• [Task brief]:
Write out the material again exactly, please, and omit the pictures.

• [Dataset excerpt]:
....................

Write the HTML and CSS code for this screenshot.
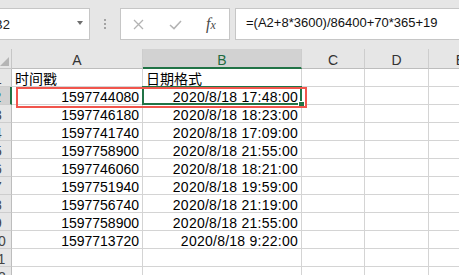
FILE: index.html
```html
<!DOCTYPE html>
<html lang="zh-CN">
<head>
  <meta charset="UTF-8">
  <title>时间戳转换</title>
  <link rel="stylesheet" href="styles.css">
</head>
<body>
  <div class="window">
    <div class="formula-bar">
      <div class="name-box">
        <span class="ref">B2</span>
        <span class="caret"></span>
      </div>
      <div class="grip"></div>
      <div class="fx-box">
        <svg class="ico-x" width="11" height="11" viewBox="0 0 11 11">
          <path d="M1 1 L10 10 M10 1 L1 10" stroke="#b3b3b3" stroke-width="1.3" fill="none"/>
        </svg>
        <svg class="ico-ok" width="13" height="10" viewBox="0 0 13 10">
          <path d="M1 5 L5 8.6 L12 1" stroke="#b3b3b3" stroke-width="1.5" fill="none"/>
        </svg>
        <span class="fx">f<small>x</small></span>
      </div>
      <div class="formula">=(A2+8*3600)/86400+70*365+19</div>
    </div>

    <div class="sheet">
      <div class="corner"></div>
      <div class="col-head">A</div>
      <div class="col-head sel">B</div>
      <div class="col-head">C</div>
      <div class="col-head">D</div>
      <div class="col-head">E</div>

      <div class="row-head">1</div>
      <div class="cell">时间戳</div>
      <div class="cell">日期格式</div>
      <div class="cell"></div><div class="cell"></div><div class="cell"></div>

      <div class="row-head sel">2</div>
      <div class="cell num">1597744080</div>
      <div class="cell num date active">2020/8/18 17:48:00</div>
      <div class="cell"></div><div class="cell"></div><div class="cell"></div>

      <div class="row-head">3</div>
      <div class="cell num">1597746180</div>
      <div class="cell num date">2020/8/18 18:23:00</div>
      <div class="cell"></div><div class="cell"></div><div class="cell"></div>

      <div class="row-head">4</div>
      <div class="cell num">1597741740</div>
      <div class="cell num date">2020/8/18 17:09:00</div>
      <div class="cell"></div><div class="cell"></div><div class="cell"></div>

      <div class="row-head">5</div>
      <div class="cell num">1597758900</div>
      <div class="cell num date">2020/8/18 21:55:00</div>
      <div class="cell"></div><div class="cell"></div><div class="cell"></div>

      <div class="row-head">6</div>
      <div class="cell num">1597746060</div>
      <div class="cell num date">2020/8/18 18:21:00</div>
      <div class="cell"></div><div class="cell"></div><div class="cell"></div>

      <div class="row-head">7</div>
      <div class="cell num">1597751940</div>
      <div class="cell num date">2020/8/18 19:59:00</div>
      <div class="cell"></div><div class="cell"></div><div class="cell"></div>

      <div class="row-head">8</div>
      <div class="cell num">1597756740</div>
      <div class="cell num date">2020/8/18 21:19:00</div>
      <div class="cell"></div><div class="cell"></div><div class="cell"></div>

      <div class="row-head">9</div>
      <div class="cell num">1597758900</div>
      <div class="cell num date">2020/8/18 21:55:00</div>
      <div class="cell"></div><div class="cell"></div><div class="cell"></div>

      <div class="row-head">10</div>
      <div class="cell num">1597713720</div>
      <div class="cell num date">2020/8/18 9:22:00</div>
      <div class="cell"></div><div class="cell"></div><div class="cell"></div>

      <div class="row-head">11</div>
      <div class="cell"></div><div class="cell"></div>
      <div class="cell"></div><div class="cell"></div><div class="cell"></div>

      <div class="row-head">12</div>
      <div class="cell"></div><div class="cell"></div>
      <div class="cell"></div><div class="cell"></div><div class="cell"></div>

      <!-- marca roja sobre la fila 2 -->
      <div class="mark"></div>
    </div>
  </div>
</body>
</html>
```

FILE: styles.css
```css
body {
  margin: 0;
  overflow: hidden;
  background-color: #fff;
  font-family: "Liberation Sans", "Noto Sans CJK SC", sans-serif;
}
.window {
  margin-left: -15px;
  width: 520px;
}

/* barra de formulas */
.formula-bar {
  display: flex;
  align-items: flex-start;
  height: 49px;
  padding-top: 8px;
  box-sizing: border-box;
  background-color: #e6e6e6;
}
.name-box {
  display: flex;
  align-items: flex-start;
  width: 105px;
  height: 32px;
  box-sizing: border-box;
  padding: 3px 6px 0 8px;
  border: 1px solid #c6c6c6;
  background-color: #fff;
  font-size: 13px;
  line-height: 26px;
  color: #222;
}
.name-box .ref {
  flex: 1;
}
.caret {
  width: 0;
  height: 0;
  margin-top: 9px;
  border-left: 3.5px solid transparent;
  border-right: 3.5px solid transparent;
  border-top: 4px solid #6e6e6e;
}
.grip {
  width: 0;
  height: 10px;
  margin: 11px 14px 0 14px;
  border-left: 2px dotted #a3a3a3;
}
.fx-box {
  display: flex;
  align-items: center;
  width: 110px;
  height: 32px;
  box-sizing: border-box;
  padding-left: 12px;
  border: 1px solid #c6c6c6;
  background-color: #fff;
}
.ico-x {
  margin-top: 1px;
}
.ico-ok {
  margin-left: 25px;
  margin-top: 2px;
}
.fx {
  margin-left: 24px;
  font-family: "Liberation Serif", serif;
  font-style: italic;
  font-size: 16px;
  color: #4a4a4a;
}
.fx small {
  font-size: 12px;
}
.formula {
  flex: 1;
  height: 32px;
  box-sizing: border-box;
  margin-left: 5px;
  padding-left: 10px;
  border: 1px solid #c6c6c6;
  border-right: none;
  background-color: #fff;
  font-size: 13px;
  line-height: 27px;
  color: #111;
  white-space: nowrap;
}

/* hoja */
.sheet {
  position: relative;
  display: grid;
  grid-template-columns: 27px 131px 159px 63px 64px 64px;
  grid-template-rows: 20px;
  grid-auto-rows: 18px;
}
.sheet > div {
  box-sizing: border-box;
  border-right: 1px solid #d4d4d4;
  border-bottom: 1px solid #d4d4d4;
  overflow: hidden;
  white-space: nowrap;
  font-size: 14px;
}
.corner {
  position: relative;
  background-color: #e6e6e6;
  border-color: #c6c6c6 !important;
}
.corner::after {
  content: '';
  position: absolute;
  right: 2px;
  bottom: 2px;
  border-left: 9px solid transparent;
  border-bottom: 9px solid #b5b5b5;
}
.col-head {
  background-color: #e6e6e6;
  border-right-color: #cdcdcd !important;
  border-bottom-color: #bdbdbd !important;
  text-align: center;
  padding-top: 3px;
  line-height: 16px;
  color: #333;
}
.col-head.sel {
  background-color: #d2d2d2;
  color: #1e6b40;
  border-bottom: 2px solid #217346 !important;
}
.row-head {
  background-color: #e6e6e6;
  border-right-color: #bdbdbd !important;
  border-bottom-color: #cdcdcd !important;
  text-align: center;
  padding-top: 3px;
  line-height: 14px;
  color: #444;
}
.row-head.sel {
  background-color: #d2d2d2;
  color: #1e6b40;
  border-right: 2px solid #217346 !important;
}
.cell {
  padding: 3px 3px 0;
  line-height: 14px;
  color: #000;
}
.cell.num {
  text-align: right;
}
.cell.date {
  letter-spacing: 0.25px;
}
.cell.active {
  position: relative;
  overflow: visible !important;
}
.cell.active::before {
  content: '';
  position: absolute;
  left: -1px;
  top: -1px;
  right: -1px;
  bottom: -1px;
  border: 2px solid #217346;
}
.cell.active::after {
  content: '';
  position: absolute;
  right: -4px;
  bottom: -4px;
  width: 5px;
  height: 5px;
  background-color: #217346;
  border: 1px solid #fff;
}
.mark {
  position: absolute;
  left: 31px;
  top: 38px;
  width: 291px;
  height: 21px;
  box-sizing: border-box;
  border: 2px solid #f1554c !important;
  z-index: 2;
}
```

....................

• [Expected output]:
Write the HTML and CSS code for this screenshot.
FILE: index.html
```html
<!DOCTYPE html>
<html lang="zh-CN">
<head>
  <meta charset="UTF-8">
  <title>时间戳转换</title>
  <link rel="stylesheet" href="styles.css">
</head>
<body>
  <div class="window">
    <div class="formula-bar">
      <div class="name-box">
        <span class="ref">B2</span>
        <span class="caret"></span>
      </div>
      <div class="grip"></div>
      <div class="fx-box">
        <svg class="ico-x" width="11" height="11" viewBox="0 0 11 11">
          <path d="M1 1 L10 10 M10 1 L1 10" stroke="#b3b3b3" stroke-width="1.3" fill="none"/>
        </svg>
        <svg class="ico-ok" width="13" height="10" viewBox="0 0 13 10">
          <path d="M1 5 L5 8.6 L12 1" stroke="#b3b3b3" stroke-width="1.5" fill="none"/>
        </svg>
        <span class="fx">f<small>x</small></span>
      </div>
      <div class="formula">=(A2+8*3600)/86400+70*365+19</div>
    </div>

    <div class="sheet">
      <div class="corner"></div>
      <div class="col-head">A</div>
      <div class="col-head sel">B</div>
      <div class="col-head">C</div>
      <div class="col-head">D</div>
      <div class="col-head">E</div>

      <div class="row-head">1</div>
      <div class="cell">时间戳</div>
      <div class="cell">日期格式</div>
      <div class="cell"></div><div class="cell"></div><div class="cell"></div>

      <div class="row-head sel">2</div>
      <div class="cell num">1597744080</div>
      <div class="cell num date active">2020/8/18 17:48:00</div>
      <div class="cell"></div><div class="cell"></div><div class="cell"></div>

      <div class="row-head">3</div>
      <div class="cell num">1597746180</div>
      <div class="cell num date">2020/8/18 18:23:00</div>
      <div class="cell"></div><div class="cell"></div><div class="cell"></div>

      <div class="row-head">4</div>
      <div class="cell num">1597741740</div>
      <div class="cell num date">2020/8/18 17:09:00</div>
      <div class="cell"></div><div class="cell"></div><div class="cell"></div>

      <div class="row-head">5</div>
      <div class="cell num">1597758900</div>
      <div class="cell num date">2020/8/18 21:55:00</div>
      <div class="cell"></div><div class="cell"></div><div class="cell"></div>

      <div class="row-head">6</div>
      <div class="cell num">1597746060</div>
      <div class="cell num date">2020/8/18 18:21:00</div>
      <div class="cell"></div><div class="cell"></div><div class="cell"></div>

      <div class="row-head">7</div>
      <div class="cell num">1597751940</div>
      <div class="cell num date">2020/8/18 19:59:00</div>
      <div class="cell"></div><div class="cell"></div><div class="cell"></div>

      <div class="row-head">8</div>
      <div class="cell num">1597756740</div>
      <div class="cell num date">2020/8/18 21:19:00</div>
      <div class="cell"></div><div class="cell"></div><div class="cell"></div>

      <div class="row-head">9</div>
      <div class="cell num">1597758900</div>
      <div class="cell num date">2020/8/18 21:55:00</div>
      <div class="cell"></div><div class="cell"></div><div class="cell"></div>

      <div class="row-head">10</div>
      <div class="cell num">1597713720</div>
      <div class="cell num date">2020/8/18 9:22:00</div>
      <div class="cell"></div><div class="cell"></div><div class="cell"></div>

      <div class="row-head">11</div>
      <div class="cell"></div><div class="cell"></div>
      <div class="cell"></div><div class="cell"></div><div class="cell"></div>

      <div class="row-head">12</div>
      <div class="cell"></div><div class="cell"></div>
      <div class="cell"></div><div class="cell"></div><div class="cell"></div>

      <!-- marca roja sobre la fila 2 -->
      <div class="mark"></div>
    </div>
  </div>
</body>
</html>
```

FILE: styles.css
```css
body {
  margin: 0;
  overflow: hidden;
  background-color: #fff;
  font-family: "Liberation Sans", "Noto Sans CJK SC", sans-serif;
}
.window {
  margin-left: -15px;
  width: 520px;
}

/* barra de formulas */
.formula-bar {
  display: flex;
  align-items: flex-start;
  height: 49px;
  padding-top: 8px;
  box-sizing: border-box;
  background-color: #e6e6e6;
}
.name-box {
  display: flex;
  align-items: flex-start;
  width: 105px;
  height: 32px;
  box-sizing: border-box;
  padding: 3px 6px 0 8px;
  border: 1px solid #c6c6c6;
  background-color: #fff;
  font-size: 13px;
  line-height: 26px;
  color: #222;
}
.name-box .ref {
  flex: 1;
}
.caret {
  width: 0;
  height: 0;
  margin-top: 9px;
  border-left: 3.5px solid transparent;
  border-right: 3.5px solid transparent;
  border-top: 4px solid #6e6e6e;
}
.grip {
  width: 0;
  height: 10px;
  margin: 11px 14px 0 14px;
  border-left: 2px dotted #a3a3a3;
}
.fx-box {
  display: flex;
  align-items: center;
  width: 110px;
  height: 32px;
  box-sizing: border-box;
  padding-left: 12px;
  border: 1px solid #c6c6c6;
  background-color: #fff;
}
.ico-x {
  margin-top: 1px;
}
.ico-ok {
  margin-left: 25px;
  margin-top: 2px;
}
.fx {
  margin-left: 24px;
  font-family: "Liberation Serif", serif;
  font-style: italic;
  font-size: 16px;
  color: #4a4a4a;
}
.fx small {
  font-size: 12px;
}
.formula {
  flex: 1;
  height: 32px;
  box-sizing: border-box;
  margin-left: 5px;
  padding-left: 10px;
  border: 1px solid #c6c6c6;
  border-right: none;
  background-color: #fff;
  font-size: 13px;
  line-height: 27px;
  color: #111;
  white-space: nowrap;
}

/* hoja */
.sheet {
  position: relative;
  display: grid;
  grid-template-columns: 27px 131px 159px 63px 64px 64px;
  grid-template-rows: 20px;
  grid-auto-rows: 18px;
}
.sheet > div {
  box-sizing: border-box;
  border-right: 1px solid #d4d4d4;
  border-bottom: 1px solid #d4d4d4;
  overflow: hidden;
  white-space: nowrap;
  font-size: 14px;
}
.corner {
  position: relative;
  background-color: #e6e6e6;
  border-color: #c6c6c6 !important;
}
.corner::after {
  content: '';
  position: absolute;
  right: 2px;
  bottom: 2px;
  border-left: 9px solid transparent;
  border-bottom: 9px solid #b5b5b5;
}
.col-head {
  background-color: #e6e6e6;
  border-right-color: #cdcdcd !important;
  border-bottom-color: #bdbdbd !important;
  text-align: center;
  padding-top: 3px;
  line-height: 16px;
  color: #333;
}
.col-head.sel {
  background-color: #d2d2d2;
  color: #1e6b40;
  border-bottom: 2px solid #217346 !important;
}
.row-head {
  background-color: #e6e6e6;
  border-right-color: #bdbdbd !important;
  border-bottom-color: #cdcdcd !important;
  text-align: center;
  padding-top: 3px;
  line-height: 14px;
  color: #444;
}
.row-head.sel {
  background-color: #d2d2d2;
  color: #1e6b40;
  border-right: 2px solid #217346 !important;
}
.cell {
  padding: 3px 3px 0;
  line-height: 14px;
  color: #000;
}
.cell.num {
  text-align: right;
}
.cell.date {
  letter-spacing: 0.25px;
}
.cell.active {
  position: relative;
  overflow: visible !important;
}
.cell.active::before {
  content: '';
  position: absolute;
  left: -1px;
  top: -1px;
  right: -1px;
  bottom: -1px;
  border: 2px solid #217346;
}
.cell.active::after {
  content: '';
  position: absolute;
  right: -4px;
  bottom: -4px;
  width: 5px;
  height: 5px;
  background-color: #217346;
  border: 1px solid #fff;
}
.mark {
  position: absolute;
  left: 31px;
  top: 38px;
  width: 291px;
  height: 21px;
  box-sizing: border-box;
  border: 2px solid #f1554c !important;
  z-index: 2;
}
```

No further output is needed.